Gather each line containing the string "this" from these entries.
# Input records start
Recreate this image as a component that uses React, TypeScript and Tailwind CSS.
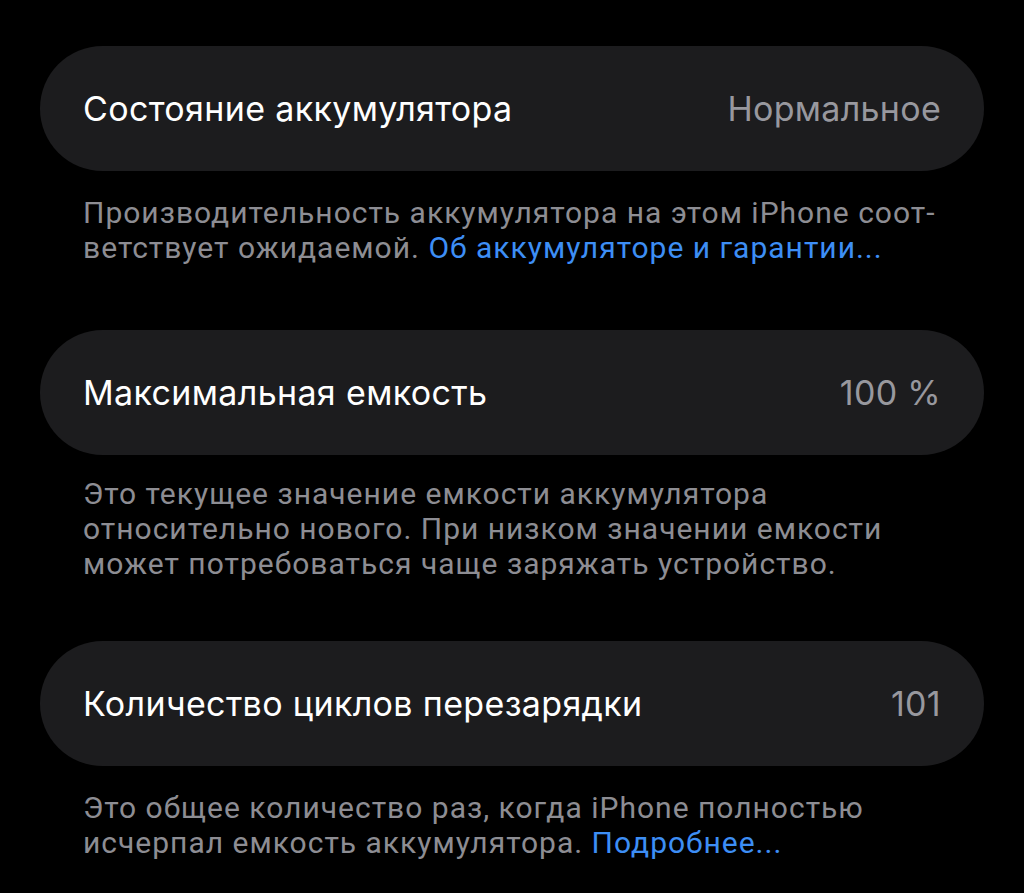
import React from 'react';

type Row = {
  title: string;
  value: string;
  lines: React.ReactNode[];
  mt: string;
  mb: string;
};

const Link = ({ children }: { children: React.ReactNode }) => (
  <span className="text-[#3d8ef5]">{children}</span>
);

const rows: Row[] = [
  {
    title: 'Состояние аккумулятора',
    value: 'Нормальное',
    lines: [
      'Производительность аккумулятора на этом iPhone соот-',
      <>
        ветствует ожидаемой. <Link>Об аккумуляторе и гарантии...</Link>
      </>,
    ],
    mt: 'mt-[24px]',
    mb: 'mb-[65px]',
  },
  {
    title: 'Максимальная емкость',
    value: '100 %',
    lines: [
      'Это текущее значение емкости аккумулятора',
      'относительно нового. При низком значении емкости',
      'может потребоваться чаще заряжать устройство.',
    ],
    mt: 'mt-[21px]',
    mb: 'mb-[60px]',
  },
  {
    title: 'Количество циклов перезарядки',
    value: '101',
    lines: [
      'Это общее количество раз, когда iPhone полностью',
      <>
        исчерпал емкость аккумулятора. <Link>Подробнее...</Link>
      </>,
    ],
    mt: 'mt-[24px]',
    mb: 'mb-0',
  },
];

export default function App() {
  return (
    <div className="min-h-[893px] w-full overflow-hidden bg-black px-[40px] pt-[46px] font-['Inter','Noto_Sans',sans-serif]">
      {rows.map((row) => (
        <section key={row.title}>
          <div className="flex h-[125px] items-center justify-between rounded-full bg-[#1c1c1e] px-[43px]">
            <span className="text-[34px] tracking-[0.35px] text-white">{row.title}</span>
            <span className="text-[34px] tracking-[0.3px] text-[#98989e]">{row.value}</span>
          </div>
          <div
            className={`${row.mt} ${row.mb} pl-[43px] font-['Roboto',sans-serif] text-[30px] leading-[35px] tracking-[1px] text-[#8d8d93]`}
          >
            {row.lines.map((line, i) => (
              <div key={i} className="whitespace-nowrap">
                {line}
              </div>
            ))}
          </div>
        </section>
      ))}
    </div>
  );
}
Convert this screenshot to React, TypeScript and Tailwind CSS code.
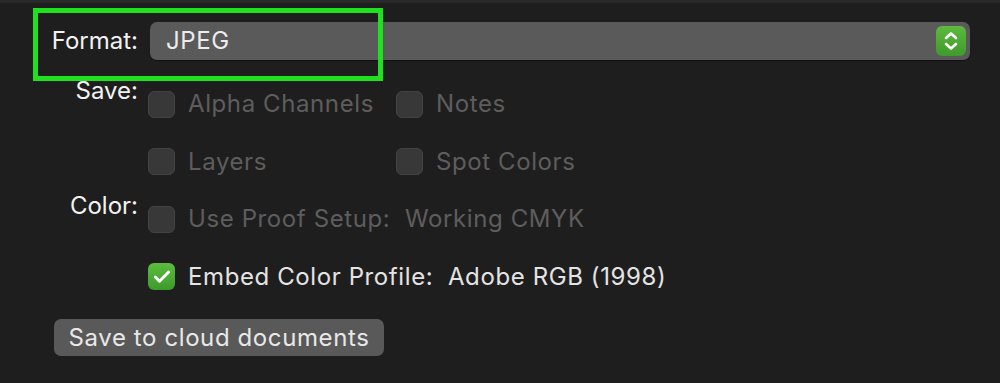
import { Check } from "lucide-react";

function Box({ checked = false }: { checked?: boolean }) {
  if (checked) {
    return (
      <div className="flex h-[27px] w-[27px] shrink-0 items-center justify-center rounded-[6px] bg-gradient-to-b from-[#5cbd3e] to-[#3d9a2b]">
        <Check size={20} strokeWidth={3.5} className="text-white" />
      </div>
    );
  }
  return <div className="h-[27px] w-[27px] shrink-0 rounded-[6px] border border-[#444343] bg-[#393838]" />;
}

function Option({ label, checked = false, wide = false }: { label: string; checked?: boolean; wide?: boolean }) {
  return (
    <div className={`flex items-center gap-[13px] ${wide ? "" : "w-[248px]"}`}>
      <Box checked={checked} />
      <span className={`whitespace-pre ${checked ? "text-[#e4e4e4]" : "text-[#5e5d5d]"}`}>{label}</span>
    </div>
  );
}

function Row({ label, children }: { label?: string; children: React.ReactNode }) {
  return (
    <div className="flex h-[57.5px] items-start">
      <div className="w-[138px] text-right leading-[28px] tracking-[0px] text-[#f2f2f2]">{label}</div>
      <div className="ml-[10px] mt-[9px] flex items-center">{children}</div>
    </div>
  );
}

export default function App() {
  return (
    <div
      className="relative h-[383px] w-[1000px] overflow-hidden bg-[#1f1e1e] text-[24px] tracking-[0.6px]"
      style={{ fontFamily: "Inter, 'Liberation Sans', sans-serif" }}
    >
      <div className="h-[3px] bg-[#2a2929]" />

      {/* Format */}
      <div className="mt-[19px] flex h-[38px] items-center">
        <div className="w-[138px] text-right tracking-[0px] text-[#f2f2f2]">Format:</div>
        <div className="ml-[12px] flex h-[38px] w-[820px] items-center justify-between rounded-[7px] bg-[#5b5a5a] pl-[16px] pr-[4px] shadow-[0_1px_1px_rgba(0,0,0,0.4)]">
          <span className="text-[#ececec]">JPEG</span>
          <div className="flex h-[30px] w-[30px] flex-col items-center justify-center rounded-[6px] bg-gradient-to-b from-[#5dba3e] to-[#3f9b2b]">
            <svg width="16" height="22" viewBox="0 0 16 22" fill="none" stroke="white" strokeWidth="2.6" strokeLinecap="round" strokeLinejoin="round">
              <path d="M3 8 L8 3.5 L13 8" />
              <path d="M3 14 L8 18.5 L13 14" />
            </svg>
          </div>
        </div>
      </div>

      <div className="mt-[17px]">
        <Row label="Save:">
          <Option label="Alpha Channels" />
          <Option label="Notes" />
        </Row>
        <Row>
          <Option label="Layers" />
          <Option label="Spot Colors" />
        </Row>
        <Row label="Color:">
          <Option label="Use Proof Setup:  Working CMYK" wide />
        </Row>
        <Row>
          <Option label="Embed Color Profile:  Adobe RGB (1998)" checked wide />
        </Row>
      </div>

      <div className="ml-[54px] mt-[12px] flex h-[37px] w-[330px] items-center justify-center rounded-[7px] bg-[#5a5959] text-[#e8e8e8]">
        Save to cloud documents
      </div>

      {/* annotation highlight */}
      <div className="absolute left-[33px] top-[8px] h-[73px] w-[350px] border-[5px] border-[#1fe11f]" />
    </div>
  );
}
# Input records end
- Task output -
Recreate this image as a component that uses React, TypeScript and Tailwind CSS.
Convert this screenshot to React, TypeScript and Tailwind CSS code.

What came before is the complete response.